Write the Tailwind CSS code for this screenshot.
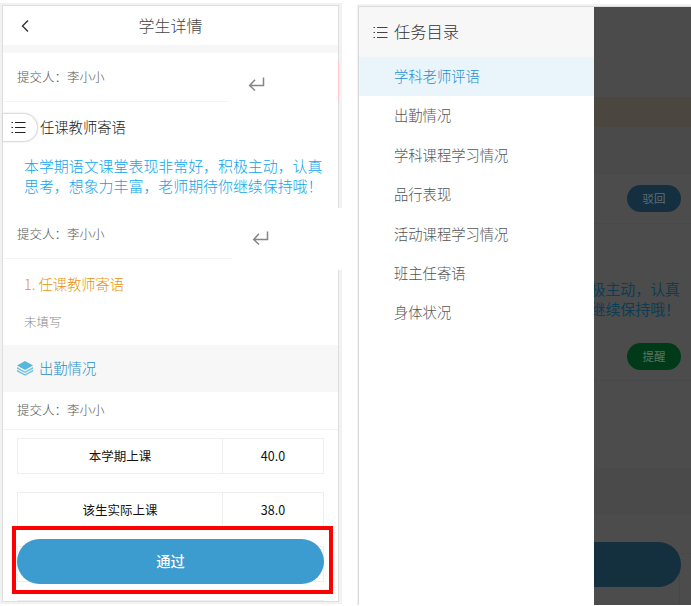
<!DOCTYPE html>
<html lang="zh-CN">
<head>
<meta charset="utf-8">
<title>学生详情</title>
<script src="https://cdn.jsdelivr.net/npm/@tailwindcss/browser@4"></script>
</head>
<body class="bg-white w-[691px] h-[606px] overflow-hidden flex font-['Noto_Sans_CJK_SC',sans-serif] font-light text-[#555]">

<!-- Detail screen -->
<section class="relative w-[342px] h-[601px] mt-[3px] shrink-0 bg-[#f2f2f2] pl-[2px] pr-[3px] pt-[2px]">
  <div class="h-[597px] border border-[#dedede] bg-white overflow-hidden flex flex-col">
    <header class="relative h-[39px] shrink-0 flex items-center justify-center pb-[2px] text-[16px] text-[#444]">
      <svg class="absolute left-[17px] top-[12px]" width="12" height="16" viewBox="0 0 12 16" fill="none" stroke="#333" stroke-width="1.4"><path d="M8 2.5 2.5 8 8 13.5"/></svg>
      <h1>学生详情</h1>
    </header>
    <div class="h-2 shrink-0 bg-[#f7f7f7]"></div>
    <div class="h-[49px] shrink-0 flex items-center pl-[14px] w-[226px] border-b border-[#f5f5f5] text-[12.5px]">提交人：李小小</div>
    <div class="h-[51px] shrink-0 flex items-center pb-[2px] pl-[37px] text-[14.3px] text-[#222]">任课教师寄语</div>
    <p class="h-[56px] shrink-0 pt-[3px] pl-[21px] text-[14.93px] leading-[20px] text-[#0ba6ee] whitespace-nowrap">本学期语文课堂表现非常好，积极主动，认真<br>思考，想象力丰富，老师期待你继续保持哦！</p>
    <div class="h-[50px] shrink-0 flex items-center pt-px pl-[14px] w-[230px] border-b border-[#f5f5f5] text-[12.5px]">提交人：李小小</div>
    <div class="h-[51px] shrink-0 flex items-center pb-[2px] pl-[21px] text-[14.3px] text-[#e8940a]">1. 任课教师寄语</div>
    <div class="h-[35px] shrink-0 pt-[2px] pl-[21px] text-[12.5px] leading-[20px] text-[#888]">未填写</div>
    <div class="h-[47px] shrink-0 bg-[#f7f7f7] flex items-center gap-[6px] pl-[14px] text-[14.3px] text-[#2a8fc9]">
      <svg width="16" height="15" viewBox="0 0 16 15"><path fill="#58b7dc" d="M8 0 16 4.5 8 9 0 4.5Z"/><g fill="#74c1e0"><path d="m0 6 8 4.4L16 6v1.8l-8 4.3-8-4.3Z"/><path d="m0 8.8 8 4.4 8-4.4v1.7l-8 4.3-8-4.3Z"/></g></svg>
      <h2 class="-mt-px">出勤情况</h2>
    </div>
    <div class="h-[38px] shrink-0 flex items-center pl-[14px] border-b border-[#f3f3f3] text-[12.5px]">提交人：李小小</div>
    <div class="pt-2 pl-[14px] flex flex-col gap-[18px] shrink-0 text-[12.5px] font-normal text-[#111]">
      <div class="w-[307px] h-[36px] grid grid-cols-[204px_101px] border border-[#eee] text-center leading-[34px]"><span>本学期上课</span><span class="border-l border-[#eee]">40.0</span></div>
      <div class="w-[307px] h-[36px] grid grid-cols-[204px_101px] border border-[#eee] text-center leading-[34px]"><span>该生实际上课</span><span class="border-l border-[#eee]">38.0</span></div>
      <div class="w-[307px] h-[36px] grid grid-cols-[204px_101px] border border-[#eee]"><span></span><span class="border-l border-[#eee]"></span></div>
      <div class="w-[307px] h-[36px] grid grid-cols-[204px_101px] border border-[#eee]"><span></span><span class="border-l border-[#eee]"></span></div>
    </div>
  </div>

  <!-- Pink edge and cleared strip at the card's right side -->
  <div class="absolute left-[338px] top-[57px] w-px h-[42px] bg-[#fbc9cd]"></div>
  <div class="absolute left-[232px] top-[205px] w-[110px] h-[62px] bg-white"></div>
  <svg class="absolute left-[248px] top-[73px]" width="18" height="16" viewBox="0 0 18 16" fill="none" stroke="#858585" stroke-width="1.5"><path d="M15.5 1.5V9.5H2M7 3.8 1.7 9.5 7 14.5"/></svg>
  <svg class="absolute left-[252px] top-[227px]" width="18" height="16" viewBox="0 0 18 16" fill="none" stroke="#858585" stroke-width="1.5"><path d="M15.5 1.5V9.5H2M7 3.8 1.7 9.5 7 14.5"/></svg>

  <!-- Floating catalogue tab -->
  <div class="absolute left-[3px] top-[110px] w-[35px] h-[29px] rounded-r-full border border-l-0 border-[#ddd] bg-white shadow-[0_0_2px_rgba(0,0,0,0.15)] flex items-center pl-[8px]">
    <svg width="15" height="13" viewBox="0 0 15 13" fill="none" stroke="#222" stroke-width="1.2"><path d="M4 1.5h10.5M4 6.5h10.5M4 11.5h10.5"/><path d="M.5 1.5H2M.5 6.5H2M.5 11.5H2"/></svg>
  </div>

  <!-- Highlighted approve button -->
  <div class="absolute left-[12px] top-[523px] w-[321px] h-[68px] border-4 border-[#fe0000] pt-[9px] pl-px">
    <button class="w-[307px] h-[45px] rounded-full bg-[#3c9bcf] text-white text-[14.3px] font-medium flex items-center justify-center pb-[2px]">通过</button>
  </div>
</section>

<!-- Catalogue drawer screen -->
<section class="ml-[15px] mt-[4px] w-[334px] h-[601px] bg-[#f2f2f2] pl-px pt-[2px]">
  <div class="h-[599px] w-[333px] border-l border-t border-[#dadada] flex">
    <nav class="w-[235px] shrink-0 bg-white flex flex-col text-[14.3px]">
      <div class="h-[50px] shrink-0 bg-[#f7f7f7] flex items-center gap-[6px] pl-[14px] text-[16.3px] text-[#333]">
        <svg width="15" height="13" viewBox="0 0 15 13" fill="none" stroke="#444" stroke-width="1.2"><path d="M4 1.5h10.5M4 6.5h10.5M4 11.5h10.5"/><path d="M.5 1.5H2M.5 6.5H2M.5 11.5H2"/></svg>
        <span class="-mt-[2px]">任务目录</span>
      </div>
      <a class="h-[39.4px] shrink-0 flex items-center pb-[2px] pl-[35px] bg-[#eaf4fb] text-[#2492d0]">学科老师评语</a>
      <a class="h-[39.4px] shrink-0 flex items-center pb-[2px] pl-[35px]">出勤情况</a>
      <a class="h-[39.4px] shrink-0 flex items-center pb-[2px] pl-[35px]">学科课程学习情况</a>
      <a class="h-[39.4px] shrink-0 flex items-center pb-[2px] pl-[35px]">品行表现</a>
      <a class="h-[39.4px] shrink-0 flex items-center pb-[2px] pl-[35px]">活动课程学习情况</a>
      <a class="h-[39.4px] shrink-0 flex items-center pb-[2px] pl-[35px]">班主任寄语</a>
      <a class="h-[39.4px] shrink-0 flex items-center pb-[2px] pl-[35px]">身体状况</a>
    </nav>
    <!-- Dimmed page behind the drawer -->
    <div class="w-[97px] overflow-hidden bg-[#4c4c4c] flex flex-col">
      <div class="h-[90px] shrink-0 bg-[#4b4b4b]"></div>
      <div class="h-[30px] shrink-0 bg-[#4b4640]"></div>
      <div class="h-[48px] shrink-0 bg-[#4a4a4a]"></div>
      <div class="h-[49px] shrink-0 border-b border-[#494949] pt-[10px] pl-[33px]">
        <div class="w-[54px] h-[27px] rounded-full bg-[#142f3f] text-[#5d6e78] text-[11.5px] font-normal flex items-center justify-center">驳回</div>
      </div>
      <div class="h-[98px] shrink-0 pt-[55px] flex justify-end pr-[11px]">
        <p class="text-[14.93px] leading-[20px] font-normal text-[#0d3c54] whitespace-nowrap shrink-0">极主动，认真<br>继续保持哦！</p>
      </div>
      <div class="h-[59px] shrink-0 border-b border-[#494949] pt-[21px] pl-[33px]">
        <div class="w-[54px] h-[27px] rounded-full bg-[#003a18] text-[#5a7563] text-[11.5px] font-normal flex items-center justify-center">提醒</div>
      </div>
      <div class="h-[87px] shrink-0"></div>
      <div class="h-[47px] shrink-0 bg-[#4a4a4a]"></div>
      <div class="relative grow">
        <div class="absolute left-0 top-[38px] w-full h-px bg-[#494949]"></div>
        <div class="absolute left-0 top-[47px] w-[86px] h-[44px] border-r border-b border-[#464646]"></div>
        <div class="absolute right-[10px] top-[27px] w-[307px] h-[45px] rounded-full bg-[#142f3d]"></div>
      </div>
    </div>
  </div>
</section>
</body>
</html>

----------------------------------------

* **Job**:
Copy nothing but the lines from the top of the material through the line holding "w-[691px] h-[606px] overflow-hidden", exactly as written; omit pictures.

* **Response**:
Write the Tailwind CSS code for this screenshot.
<!DOCTYPE html>
<html lang="zh-CN">
<head>
<meta charset="utf-8">
<title>学生详情</title>
<script src="https://cdn.jsdelivr.net/npm/@tailwindcss/browser@4"></script>
</head>
<body class="bg-white w-[691px] h-[606px] overflow-hidden flex font-['Noto_Sans_CJK_SC',sans-serif] font-light text-[#555]">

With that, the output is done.